Indeed, a referendum “is analogous to a battle in the sense that you are focusing all of your attention on a single event with a very clearly defined outcome”, Dr North outlines. “Furthermore, unlike the Zulu battle—[we are not firing guns, but delivering messages—which means that] we are able to use multiple channels of ‘attack’, including tools like social media, and the Internet, in general, to communicate our messages”.

So, what are these “highly focused, limited objectives”? The first objective: intelligence gathering—produce usable intelligence and then communicate it to the people who need it. The second objective: recruit and train people—the EU “is a very complex subject and none of us are capable of picking it all up spontaneously without guidance”. However, it is vital that what people learn is “a core of knowledge and not a core of mythology”. The third objective: community building—the reason why we buy into what the legacy media tells us is because those outlets have “prestige”. The Psychology of the Crowd, written by Gustave Le Bon, explains how prestige guides people’s perception of information—and the only reliable way in which you counter prestige is through personal affiliation and trust. “The idea is to break out of the traditional eurosceptic community to reach out to ordinary people who are not politically engaged, do not really understand the issues, but are amenable to being informed, if it is done in the right way”.

I will quote from the final section of the talk at length:

“Once we have those core objectives, once we know where the thrust is coming from, we need to neutralise the thrust—stop it dead in its tracks. So, in comes Cameron with associate membership. We destroy it. We say, this is a load of garbage, this is just a two-speed Europe and the intention is still ever closer union, nothing has changed, you are being led up the garden path. But that is not enough. We then have to come out with an alternative, and there is a further rider to that, we also have to specify a means for achieving that alternative, which demonstrates to people that it is doable and that it is safe…

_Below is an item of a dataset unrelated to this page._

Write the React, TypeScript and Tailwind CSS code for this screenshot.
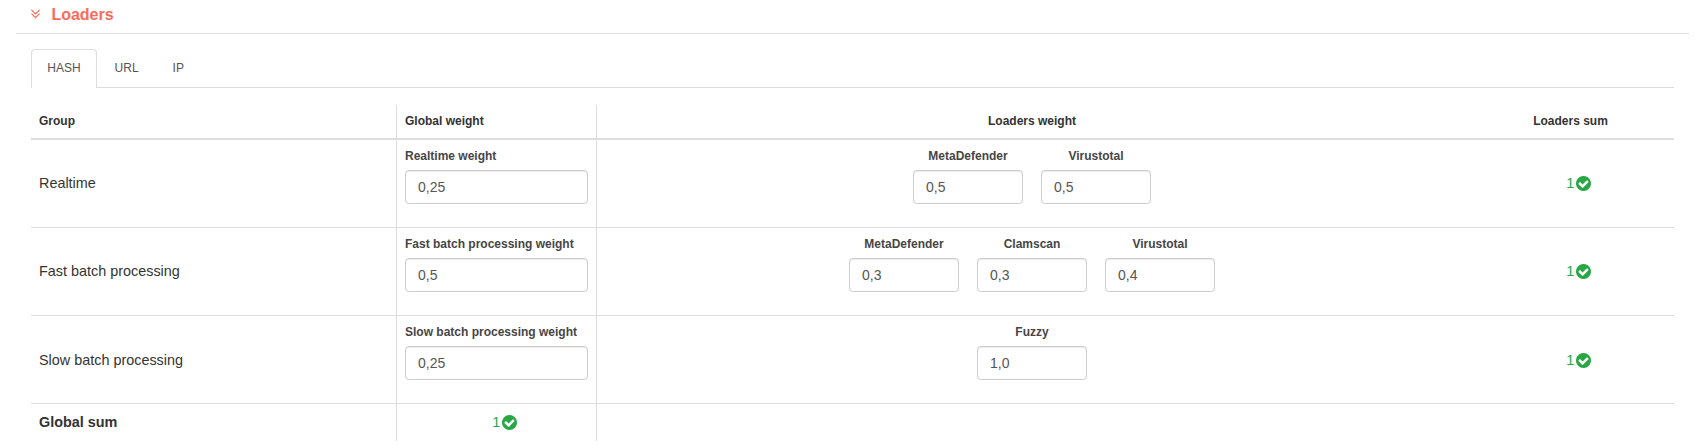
import React from "react";

type Field = { label: string; value: string };
type Row = { group: string; weight: Field; loaders: Field[] };

const rows: Row[] = [
  {
    group: "Realtime",
    weight: { label: "Realtime weight", value: "0,25" },
    loaders: [
      { label: "MetaDefender", value: "0,5" },
      { label: "Virustotal", value: "0,5" },
    ],
  },
  {
    group: "Fast batch processing",
    weight: { label: "Fast batch processing weight", value: "0,5" },
    loaders: [
      { label: "MetaDefender", value: "0,3" },
      { label: "Clamscan", value: "0,3" },
      { label: "Virustotal", value: "0,4" },
    ],
  },
  {
    group: "Slow batch processing",
    weight: { label: "Slow batch processing weight", value: "0,25" },
    loaders: [{ label: "Fuzzy", value: "1,0" }],
  },
];

const columns = "grid grid-cols-[365px_201px_870px_207px]";

function CheckCircle() {
  return (
    <svg className="size-[15px]" viewBox="0 0 1536 1536" fill="currentColor">
      <path d="M1284 606q0-28-18-46l-91-90q-19-19-45-19t-45 19L677 877 451 651q-19-19-45-19t-45 19l-91 90q-18 18-18 46 0 27 18 45l362 362q19 19 45 19 27 0 46-19l543-543q18-18 18-45zm252 162q0 209-103 385.5T1153.5 1433 768 1536t-385.5-103T103 1153.5 0 768t103-385.5T382.5 103 768 0t385.5 103T1433 382.5 1536 768z" />
    </svg>
  );
}

function Sum() {
  return (
    <span className="flex items-center justify-center gap-[1.5px] pl-4 text-[14.4px] leading-5 text-[#28a745]">
      <span>1</span>
      <CheckCircle />
    </span>
  );
}

function NumberField({ label, value, narrow }: Field & { narrow?: boolean }) {
  return (
    <label className={narrow ? "flex w-[110px] flex-col items-center" : "flex flex-col"}>
      <span className="mb-[5px] text-xs leading-[17px] font-bold text-[#464646]">{label}</span>
      <input
        defaultValue={value}
        className="h-[34px] w-full rounded-[4px] border border-[#ccc] bg-white px-3 text-[14px] text-[#555] shadow-[inset_0_1px_1px_rgba(0,0,0,0.075)] outline-none"
      />
    </label>
  );
}

export default function App() {
  return (
    <div className="h-[448px] overflow-hidden bg-white font-['Liberation_Sans',Arial,sans-serif] text-[14.4px] text-[#333]">
      <div className="mr-[13px] ml-4 flex h-[34px] items-start border-b border-[#ddd] pl-[15px]">
        <svg className="mt-[9px] h-[10px] w-[10px] text-[#fb6b5b]" viewBox="0 0 10 10" fill="none" stroke="currentColor" strokeWidth="1.2">
          <path d="M0.5 1 4.5 5 8.5 1M0.5 4.6 4.5 8.6 8.5 4.6" />
        </svg>
        <h1 className="mt-[5px] ml-[10.4px] text-[16px] leading-5 font-bold text-[#fb6b5b]">Loaders</h1>
      </div>
      <div className="mt-[15px] ml-[31px] w-[1643px]">
        <div className="flex h-[39px] border-b border-[#ddd] text-xs text-[#555]">
          <button className="mr-[1.6px] h-[39px] w-[66px] rounded-t-[4px] border border-b-0 border-[#ddd] bg-white pb-[2px]">HASH</button>
          <button className="mr-[2px] h-[38px] px-4">URL</button>
          <button className="h-[38px] px-4">IP</button>
        </div>
        <div className={`${columns} mt-[17px] h-[35px] border-b-2 border-[#ddd] text-xs font-bold`}>
          <div className="px-2 pt-2 leading-[17px]">Group</div>
          <div className="border-x border-[#ddd] px-2 pt-2 leading-[17px]">Global weight</div>
          <div className="pt-2 text-center leading-[17px]">Loaders weight</div>
          <div className="pt-2 text-center leading-[17px]">Loaders sum</div>
        </div>
        {rows.map((row) => (
          <div key={row.group} className={`${columns} group h-[88px] border-b border-[#ddd]`}>
            <div className="flex items-center px-2 pb-px leading-5 group-nth-[5]:pt-px group-nth-[5]:pb-0">{row.group}</div>
            <div className="border-x border-[#ddd] px-2 pt-2">
              <NumberField {...row.weight} />
            </div>
            <div className="flex justify-center gap-[18px] pt-2">
              {row.loaders.map((loader) => (
                <NumberField key={loader.label} {...loader} narrow />
              ))}
            </div>
            <div className="flex items-center justify-center pb-px group-nth-[5]:pt-px group-nth-[5]:pb-0">
              <Sum />
            </div>
          </div>
        ))}
        <div className={`${columns} h-[37px]`}>
          <div className="flex items-center px-2 font-bold">Global sum</div>
          <div className="flex items-center justify-center border-x border-[#ddd] pb-px">
            <Sum />
          </div>
        </div>
      </div>
    </div>
  );
}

“The beauty of all this is that now we have the Internet and this marvellous ability to communicate with anyone in the world at the drop of a hat at no cost, so we don’t need formal structures. We can develop cellular structures of overlapping, cross-linking cells, so that you can feed information into your core, which is enough to produce a dynamic that ripples out through your contacts and very quickly becomes an established meme. That is almost entirely reliant upon the Internet, but 90 percent of the households in the UK have Internet access…

“That’s what it’s about. It’s about networking and using a cascade system where you have a core which then cascades the information down. But that will only work with the one thing that eurosceptics are totally missing: message discipline. We have got to agree on a message and then we have got to focus on delivering that message when it counts. It is no good popping out of the redoubt, lining up and then all firing in different directions. The only way that picture in Zulu worked was with disciplined, sustained fire to a tempo. Otherwise it is just noise, and that is the difference.

“Message discipline and a focused response with all of us firing in the same direction at the same time [is the key]. It does not sound very complicated, but… if we can achieve it in small numbers, then we are in business… [Finally,] [t]he government is relying upon the status quo effect, so what we will be saying is that there is no status quo. There is a divergence of paths. We can either go into the euro or we can become second-class citizens. That is the message. If we take the trope at face value that we want to be at the heart of Europe, due to what Cameron tells us and what the Tories have always told us before, the European Union is going to say that the price of being at the heart of Europe is now joining the euro. We can’t do that… But we’ve got a better way—and I think that is actually quite a powerful, positive message that people will warm to if it is presented properly”.

Now, I probably ought to watch Zulu.

4 thoughts on “A Standalone Reserve

  1. Looks like things are taking shape as far as “Associate Membership” are concerned.

    The extra fire-power available from the “Standalone Reserve” are going to be needed.